BEGIN Input material

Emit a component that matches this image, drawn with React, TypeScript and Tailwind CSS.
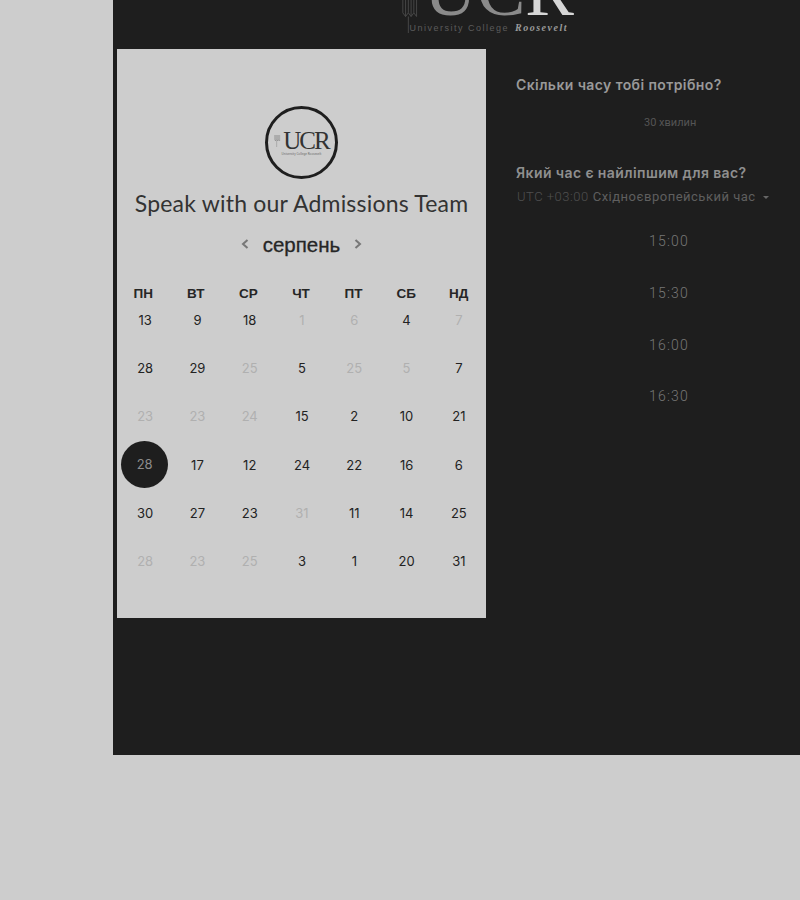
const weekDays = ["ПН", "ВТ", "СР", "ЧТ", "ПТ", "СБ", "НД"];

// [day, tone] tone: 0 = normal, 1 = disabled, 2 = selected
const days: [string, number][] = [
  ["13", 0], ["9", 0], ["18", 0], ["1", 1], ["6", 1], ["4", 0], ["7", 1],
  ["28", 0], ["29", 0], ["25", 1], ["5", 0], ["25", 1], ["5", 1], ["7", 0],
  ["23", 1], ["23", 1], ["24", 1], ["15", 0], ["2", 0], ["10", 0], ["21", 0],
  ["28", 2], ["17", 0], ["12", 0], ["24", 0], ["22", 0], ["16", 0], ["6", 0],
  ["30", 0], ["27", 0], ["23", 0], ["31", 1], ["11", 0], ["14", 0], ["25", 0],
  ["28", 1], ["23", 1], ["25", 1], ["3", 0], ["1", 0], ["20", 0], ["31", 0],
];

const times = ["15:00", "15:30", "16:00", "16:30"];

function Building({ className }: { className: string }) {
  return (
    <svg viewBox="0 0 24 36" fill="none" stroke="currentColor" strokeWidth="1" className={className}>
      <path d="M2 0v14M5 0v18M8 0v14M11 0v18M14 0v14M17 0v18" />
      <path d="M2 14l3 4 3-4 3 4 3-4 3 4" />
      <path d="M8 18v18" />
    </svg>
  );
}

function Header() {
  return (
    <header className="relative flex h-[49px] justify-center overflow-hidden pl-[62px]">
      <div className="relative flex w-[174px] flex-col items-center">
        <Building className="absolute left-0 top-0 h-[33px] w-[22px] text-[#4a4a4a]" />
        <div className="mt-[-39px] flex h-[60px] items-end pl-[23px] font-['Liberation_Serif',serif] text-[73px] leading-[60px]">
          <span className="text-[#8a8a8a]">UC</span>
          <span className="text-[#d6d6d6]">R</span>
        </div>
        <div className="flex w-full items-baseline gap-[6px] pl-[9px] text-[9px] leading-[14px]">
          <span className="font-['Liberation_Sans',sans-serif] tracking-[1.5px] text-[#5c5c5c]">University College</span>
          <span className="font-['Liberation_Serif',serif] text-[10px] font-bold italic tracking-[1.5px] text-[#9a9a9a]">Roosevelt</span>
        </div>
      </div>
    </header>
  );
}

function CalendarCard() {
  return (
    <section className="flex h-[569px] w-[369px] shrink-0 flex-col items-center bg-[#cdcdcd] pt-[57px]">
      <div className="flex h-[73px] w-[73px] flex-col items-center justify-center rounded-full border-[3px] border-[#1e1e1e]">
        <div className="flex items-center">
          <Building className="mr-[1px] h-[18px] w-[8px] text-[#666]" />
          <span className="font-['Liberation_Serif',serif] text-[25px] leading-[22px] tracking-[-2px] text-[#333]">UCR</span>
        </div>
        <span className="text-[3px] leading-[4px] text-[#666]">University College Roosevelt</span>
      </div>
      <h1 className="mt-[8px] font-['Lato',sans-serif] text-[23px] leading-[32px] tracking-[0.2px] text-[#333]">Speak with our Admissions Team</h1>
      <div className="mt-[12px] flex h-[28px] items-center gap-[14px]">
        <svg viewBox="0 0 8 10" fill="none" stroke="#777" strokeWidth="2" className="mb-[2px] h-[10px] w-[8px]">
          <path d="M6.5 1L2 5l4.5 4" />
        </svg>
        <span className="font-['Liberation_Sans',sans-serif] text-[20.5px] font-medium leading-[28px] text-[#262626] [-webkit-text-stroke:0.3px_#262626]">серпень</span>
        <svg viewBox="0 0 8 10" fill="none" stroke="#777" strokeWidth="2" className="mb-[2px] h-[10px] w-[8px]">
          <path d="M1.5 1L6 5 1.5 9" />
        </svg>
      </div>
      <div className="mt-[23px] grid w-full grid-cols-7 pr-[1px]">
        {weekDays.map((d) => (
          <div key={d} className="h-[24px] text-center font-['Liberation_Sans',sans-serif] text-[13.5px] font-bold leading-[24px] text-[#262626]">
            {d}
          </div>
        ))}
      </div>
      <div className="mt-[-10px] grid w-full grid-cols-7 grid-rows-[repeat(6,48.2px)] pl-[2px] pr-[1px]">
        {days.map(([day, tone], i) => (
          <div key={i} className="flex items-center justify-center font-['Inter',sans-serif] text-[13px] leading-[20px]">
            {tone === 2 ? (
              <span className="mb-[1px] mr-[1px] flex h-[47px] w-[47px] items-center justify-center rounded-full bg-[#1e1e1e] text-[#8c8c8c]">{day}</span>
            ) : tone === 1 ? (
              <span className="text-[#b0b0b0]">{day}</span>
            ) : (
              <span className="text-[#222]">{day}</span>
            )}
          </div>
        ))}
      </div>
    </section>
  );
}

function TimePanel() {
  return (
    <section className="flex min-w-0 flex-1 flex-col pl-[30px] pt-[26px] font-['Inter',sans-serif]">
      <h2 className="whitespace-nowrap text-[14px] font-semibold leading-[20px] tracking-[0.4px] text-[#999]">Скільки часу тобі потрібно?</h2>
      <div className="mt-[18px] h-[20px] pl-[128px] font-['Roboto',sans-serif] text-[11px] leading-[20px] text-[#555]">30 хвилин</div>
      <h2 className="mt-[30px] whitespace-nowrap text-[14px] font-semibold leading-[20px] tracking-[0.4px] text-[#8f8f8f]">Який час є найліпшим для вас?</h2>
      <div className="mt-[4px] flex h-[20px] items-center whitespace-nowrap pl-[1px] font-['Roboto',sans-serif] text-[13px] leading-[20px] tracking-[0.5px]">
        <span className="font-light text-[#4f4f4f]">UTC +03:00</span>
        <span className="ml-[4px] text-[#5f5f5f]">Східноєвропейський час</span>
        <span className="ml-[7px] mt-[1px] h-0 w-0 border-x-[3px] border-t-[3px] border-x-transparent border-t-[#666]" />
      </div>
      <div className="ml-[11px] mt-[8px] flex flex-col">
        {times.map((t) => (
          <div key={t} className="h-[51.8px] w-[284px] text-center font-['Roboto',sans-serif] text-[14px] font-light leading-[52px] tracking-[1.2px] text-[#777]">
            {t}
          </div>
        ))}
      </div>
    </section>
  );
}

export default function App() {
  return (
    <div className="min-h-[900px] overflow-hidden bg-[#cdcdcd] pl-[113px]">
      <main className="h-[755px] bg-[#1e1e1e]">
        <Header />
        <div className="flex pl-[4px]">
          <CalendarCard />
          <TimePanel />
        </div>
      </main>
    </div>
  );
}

END Input material
BEGIN Input material

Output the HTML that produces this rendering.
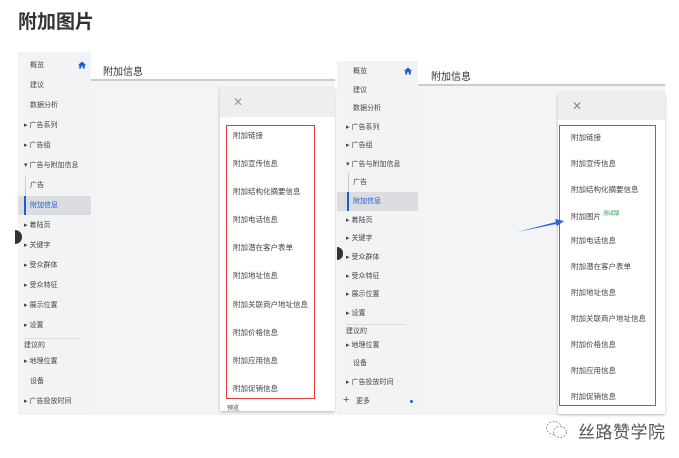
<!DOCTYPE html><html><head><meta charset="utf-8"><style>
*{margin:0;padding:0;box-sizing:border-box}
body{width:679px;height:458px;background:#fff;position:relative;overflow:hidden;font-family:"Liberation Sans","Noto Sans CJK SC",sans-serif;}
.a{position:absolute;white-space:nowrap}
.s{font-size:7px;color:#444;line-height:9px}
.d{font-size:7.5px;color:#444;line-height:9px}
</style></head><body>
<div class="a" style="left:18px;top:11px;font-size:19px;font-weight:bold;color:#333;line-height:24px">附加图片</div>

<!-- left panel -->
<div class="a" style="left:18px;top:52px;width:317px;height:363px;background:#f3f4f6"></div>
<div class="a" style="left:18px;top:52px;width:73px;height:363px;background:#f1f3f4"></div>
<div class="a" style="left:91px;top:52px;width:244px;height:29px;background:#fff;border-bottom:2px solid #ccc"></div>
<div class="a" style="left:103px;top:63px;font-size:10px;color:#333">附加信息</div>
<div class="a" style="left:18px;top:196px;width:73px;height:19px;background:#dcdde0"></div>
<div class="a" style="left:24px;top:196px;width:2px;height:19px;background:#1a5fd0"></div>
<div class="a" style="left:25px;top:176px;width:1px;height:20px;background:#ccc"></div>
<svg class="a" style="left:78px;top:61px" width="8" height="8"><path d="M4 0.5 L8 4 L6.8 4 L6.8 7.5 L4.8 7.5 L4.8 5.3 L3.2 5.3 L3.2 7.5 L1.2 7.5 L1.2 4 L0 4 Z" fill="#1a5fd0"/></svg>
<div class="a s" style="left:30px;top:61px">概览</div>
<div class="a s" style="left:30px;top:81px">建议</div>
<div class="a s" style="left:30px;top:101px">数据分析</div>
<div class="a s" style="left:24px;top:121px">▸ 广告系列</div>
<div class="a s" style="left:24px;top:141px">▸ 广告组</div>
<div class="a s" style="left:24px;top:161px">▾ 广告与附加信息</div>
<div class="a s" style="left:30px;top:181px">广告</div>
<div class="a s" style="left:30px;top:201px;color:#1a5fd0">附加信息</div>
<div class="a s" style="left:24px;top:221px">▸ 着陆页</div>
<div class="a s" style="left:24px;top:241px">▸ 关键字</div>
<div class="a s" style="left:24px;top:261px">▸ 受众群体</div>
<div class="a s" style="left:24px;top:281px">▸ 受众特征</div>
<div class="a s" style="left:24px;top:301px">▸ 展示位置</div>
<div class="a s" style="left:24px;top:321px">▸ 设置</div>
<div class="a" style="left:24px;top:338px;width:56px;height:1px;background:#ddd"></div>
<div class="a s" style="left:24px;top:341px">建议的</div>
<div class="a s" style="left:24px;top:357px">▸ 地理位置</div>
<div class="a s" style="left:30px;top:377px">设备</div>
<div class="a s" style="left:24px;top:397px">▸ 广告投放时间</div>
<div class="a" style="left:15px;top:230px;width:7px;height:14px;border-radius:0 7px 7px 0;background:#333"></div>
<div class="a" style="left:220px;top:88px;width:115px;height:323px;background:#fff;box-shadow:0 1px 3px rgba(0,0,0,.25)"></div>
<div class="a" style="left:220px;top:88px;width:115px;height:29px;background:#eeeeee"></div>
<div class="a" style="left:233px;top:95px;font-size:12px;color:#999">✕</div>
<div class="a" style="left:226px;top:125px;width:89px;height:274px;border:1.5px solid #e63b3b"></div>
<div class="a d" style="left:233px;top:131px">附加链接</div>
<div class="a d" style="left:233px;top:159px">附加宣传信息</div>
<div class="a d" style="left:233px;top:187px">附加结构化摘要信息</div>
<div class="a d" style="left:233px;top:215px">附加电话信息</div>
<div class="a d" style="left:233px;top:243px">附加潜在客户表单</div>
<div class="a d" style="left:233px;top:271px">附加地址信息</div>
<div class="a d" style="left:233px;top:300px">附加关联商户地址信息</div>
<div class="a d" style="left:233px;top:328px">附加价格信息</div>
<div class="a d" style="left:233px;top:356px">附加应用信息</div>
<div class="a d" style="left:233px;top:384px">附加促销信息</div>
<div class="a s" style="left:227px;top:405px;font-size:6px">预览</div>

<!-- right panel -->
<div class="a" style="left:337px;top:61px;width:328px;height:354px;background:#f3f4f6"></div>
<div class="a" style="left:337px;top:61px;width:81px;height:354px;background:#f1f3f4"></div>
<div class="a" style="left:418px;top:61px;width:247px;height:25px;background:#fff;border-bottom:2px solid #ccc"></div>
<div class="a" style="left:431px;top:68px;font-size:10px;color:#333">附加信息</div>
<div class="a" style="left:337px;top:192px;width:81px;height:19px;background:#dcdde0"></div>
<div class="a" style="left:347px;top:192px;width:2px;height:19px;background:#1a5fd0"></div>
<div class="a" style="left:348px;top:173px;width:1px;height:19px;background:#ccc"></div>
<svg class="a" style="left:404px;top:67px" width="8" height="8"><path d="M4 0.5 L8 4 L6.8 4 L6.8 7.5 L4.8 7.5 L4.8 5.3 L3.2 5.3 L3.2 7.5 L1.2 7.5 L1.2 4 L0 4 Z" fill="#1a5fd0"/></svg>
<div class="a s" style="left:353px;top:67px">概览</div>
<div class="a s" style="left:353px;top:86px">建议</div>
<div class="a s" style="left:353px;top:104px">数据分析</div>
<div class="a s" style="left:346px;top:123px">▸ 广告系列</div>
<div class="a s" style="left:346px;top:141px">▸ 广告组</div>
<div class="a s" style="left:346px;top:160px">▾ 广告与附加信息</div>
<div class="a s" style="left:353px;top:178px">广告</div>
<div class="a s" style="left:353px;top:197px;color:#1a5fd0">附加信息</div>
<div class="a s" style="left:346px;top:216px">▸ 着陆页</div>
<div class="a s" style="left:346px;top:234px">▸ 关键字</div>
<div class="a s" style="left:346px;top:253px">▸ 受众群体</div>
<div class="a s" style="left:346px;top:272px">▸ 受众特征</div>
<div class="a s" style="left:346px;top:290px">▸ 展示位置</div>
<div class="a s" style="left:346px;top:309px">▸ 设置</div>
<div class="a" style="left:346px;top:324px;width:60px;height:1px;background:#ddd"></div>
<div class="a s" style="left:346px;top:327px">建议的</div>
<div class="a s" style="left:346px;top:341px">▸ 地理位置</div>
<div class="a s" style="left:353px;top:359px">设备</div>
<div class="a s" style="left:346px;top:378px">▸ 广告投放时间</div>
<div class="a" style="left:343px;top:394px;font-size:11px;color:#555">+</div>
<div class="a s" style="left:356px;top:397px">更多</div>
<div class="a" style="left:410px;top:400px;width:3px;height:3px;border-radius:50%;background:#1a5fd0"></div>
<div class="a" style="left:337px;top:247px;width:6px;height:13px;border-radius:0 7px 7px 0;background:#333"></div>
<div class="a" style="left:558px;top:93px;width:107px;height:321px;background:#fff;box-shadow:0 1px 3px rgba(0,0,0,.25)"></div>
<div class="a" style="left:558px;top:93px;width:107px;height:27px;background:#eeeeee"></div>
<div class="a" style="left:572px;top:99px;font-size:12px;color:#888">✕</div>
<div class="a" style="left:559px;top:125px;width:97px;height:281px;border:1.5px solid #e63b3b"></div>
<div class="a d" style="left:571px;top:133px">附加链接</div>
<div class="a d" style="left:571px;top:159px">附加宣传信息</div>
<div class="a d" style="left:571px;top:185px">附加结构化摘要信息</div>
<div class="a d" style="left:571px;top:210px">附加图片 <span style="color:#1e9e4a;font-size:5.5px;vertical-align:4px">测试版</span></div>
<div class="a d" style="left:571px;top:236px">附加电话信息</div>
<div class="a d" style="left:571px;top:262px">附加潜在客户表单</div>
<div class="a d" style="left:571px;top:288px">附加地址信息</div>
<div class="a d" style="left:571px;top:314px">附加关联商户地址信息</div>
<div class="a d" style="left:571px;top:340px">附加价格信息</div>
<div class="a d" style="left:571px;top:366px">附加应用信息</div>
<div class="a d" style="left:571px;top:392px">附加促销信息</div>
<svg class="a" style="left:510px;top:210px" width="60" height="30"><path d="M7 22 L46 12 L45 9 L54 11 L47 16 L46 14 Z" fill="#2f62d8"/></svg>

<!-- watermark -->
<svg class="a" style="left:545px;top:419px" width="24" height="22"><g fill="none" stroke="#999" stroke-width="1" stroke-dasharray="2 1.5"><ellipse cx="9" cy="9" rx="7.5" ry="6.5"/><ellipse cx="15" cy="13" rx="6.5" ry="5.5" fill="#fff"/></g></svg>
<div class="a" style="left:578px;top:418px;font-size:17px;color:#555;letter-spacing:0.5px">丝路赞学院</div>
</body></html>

END Input material
BEGIN Input material

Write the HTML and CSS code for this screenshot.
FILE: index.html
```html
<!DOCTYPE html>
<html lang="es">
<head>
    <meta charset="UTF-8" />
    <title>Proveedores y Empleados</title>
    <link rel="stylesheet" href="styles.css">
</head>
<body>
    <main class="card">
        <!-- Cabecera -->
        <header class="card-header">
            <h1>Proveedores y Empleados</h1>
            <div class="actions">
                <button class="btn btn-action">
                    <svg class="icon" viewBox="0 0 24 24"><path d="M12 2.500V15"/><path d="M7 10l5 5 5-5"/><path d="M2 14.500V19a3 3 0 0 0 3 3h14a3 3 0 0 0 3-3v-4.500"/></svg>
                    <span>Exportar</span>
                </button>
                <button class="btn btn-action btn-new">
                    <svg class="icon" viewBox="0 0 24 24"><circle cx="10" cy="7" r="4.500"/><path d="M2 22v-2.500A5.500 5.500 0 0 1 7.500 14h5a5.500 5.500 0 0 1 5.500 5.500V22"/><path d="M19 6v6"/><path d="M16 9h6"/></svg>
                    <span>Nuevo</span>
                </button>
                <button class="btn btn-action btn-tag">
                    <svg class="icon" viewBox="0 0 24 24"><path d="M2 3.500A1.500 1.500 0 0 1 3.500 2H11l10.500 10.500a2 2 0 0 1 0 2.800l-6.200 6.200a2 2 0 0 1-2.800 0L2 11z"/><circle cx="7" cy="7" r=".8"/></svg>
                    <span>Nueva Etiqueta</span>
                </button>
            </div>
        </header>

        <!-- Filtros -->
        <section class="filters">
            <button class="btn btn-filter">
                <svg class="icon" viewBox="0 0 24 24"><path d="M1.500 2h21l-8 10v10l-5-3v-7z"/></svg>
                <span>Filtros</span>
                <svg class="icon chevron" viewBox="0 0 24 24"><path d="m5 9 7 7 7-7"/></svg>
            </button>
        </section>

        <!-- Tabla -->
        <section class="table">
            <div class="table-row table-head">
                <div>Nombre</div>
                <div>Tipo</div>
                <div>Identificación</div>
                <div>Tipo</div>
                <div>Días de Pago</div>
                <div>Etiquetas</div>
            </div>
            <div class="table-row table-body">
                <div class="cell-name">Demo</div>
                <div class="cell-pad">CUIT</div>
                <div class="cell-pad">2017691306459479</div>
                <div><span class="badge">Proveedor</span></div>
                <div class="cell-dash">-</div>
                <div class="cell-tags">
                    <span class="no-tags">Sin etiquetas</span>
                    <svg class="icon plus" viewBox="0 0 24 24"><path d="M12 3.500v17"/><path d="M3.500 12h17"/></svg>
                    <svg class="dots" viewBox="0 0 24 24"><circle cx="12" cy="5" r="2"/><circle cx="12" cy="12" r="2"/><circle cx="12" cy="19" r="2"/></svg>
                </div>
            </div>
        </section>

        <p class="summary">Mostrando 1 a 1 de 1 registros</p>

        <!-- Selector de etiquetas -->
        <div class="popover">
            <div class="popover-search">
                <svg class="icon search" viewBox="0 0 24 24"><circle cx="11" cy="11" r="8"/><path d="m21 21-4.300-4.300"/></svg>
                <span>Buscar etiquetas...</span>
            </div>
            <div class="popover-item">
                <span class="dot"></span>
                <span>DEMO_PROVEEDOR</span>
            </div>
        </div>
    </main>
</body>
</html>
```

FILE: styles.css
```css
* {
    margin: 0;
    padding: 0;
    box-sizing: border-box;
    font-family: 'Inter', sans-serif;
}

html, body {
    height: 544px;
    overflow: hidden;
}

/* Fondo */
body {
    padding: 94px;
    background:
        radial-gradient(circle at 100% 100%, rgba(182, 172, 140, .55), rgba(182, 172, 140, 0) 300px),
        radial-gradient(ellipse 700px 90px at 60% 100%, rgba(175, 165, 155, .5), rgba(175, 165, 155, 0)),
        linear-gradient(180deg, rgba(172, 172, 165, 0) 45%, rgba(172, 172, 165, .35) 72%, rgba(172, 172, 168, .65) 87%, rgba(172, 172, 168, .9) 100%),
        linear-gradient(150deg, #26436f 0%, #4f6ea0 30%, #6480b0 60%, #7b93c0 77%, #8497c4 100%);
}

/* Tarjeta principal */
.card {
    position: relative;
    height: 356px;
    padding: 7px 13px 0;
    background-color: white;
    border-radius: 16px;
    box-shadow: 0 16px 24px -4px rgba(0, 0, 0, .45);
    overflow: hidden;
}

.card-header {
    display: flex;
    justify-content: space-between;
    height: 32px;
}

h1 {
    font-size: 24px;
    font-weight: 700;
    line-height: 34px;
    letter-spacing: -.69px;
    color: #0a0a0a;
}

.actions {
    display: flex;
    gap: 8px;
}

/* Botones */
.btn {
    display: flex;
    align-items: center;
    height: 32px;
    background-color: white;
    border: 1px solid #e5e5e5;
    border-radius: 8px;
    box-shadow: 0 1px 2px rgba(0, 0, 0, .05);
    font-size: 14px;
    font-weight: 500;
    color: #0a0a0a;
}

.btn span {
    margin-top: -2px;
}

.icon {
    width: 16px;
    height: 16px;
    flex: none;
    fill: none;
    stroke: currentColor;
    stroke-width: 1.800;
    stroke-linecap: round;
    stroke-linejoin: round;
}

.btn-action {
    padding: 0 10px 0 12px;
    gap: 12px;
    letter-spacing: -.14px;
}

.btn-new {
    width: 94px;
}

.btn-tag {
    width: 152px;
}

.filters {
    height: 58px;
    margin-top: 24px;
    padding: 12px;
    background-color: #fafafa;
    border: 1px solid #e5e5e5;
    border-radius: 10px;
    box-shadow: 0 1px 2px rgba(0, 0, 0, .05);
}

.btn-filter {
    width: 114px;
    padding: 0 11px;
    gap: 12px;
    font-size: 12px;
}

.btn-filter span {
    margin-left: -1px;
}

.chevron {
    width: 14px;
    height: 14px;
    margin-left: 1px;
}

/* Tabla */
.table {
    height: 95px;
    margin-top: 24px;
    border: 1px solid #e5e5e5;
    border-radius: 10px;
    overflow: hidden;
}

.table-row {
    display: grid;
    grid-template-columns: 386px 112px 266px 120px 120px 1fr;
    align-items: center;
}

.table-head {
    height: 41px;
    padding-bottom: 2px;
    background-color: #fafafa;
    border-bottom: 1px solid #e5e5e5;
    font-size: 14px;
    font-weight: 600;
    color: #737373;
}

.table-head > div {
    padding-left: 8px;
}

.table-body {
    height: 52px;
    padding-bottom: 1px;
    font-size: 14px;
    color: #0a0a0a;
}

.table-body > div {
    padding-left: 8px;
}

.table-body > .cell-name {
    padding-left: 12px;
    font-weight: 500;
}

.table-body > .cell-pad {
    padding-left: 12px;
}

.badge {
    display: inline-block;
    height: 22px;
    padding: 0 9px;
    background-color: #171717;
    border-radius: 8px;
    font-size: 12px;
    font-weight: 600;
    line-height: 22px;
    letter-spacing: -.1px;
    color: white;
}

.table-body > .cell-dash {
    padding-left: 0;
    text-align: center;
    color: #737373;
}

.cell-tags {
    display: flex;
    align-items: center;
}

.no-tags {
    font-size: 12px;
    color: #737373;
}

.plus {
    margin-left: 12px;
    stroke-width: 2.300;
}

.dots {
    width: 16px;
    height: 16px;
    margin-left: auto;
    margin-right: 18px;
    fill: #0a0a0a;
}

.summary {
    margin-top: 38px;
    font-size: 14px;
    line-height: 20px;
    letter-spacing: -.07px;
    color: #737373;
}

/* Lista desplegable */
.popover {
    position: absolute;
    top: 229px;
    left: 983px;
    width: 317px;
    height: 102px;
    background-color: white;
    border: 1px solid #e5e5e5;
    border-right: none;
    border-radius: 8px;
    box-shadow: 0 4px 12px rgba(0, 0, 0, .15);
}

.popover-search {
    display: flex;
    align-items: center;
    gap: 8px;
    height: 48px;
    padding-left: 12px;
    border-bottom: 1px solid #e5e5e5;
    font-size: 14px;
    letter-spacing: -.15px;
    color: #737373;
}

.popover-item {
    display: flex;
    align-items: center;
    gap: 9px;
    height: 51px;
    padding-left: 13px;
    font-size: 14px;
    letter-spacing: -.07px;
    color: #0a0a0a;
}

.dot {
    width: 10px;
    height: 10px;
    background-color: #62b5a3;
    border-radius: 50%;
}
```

END Input material

### Exercise goal
Look for lines containing the string "this" and copy them all.

### Correct answer
Emit a component that matches this image, drawn with React, TypeScript and Tailwind CSS.
Output the HTML that produces this rendering.
Write the HTML and CSS code for this screenshot.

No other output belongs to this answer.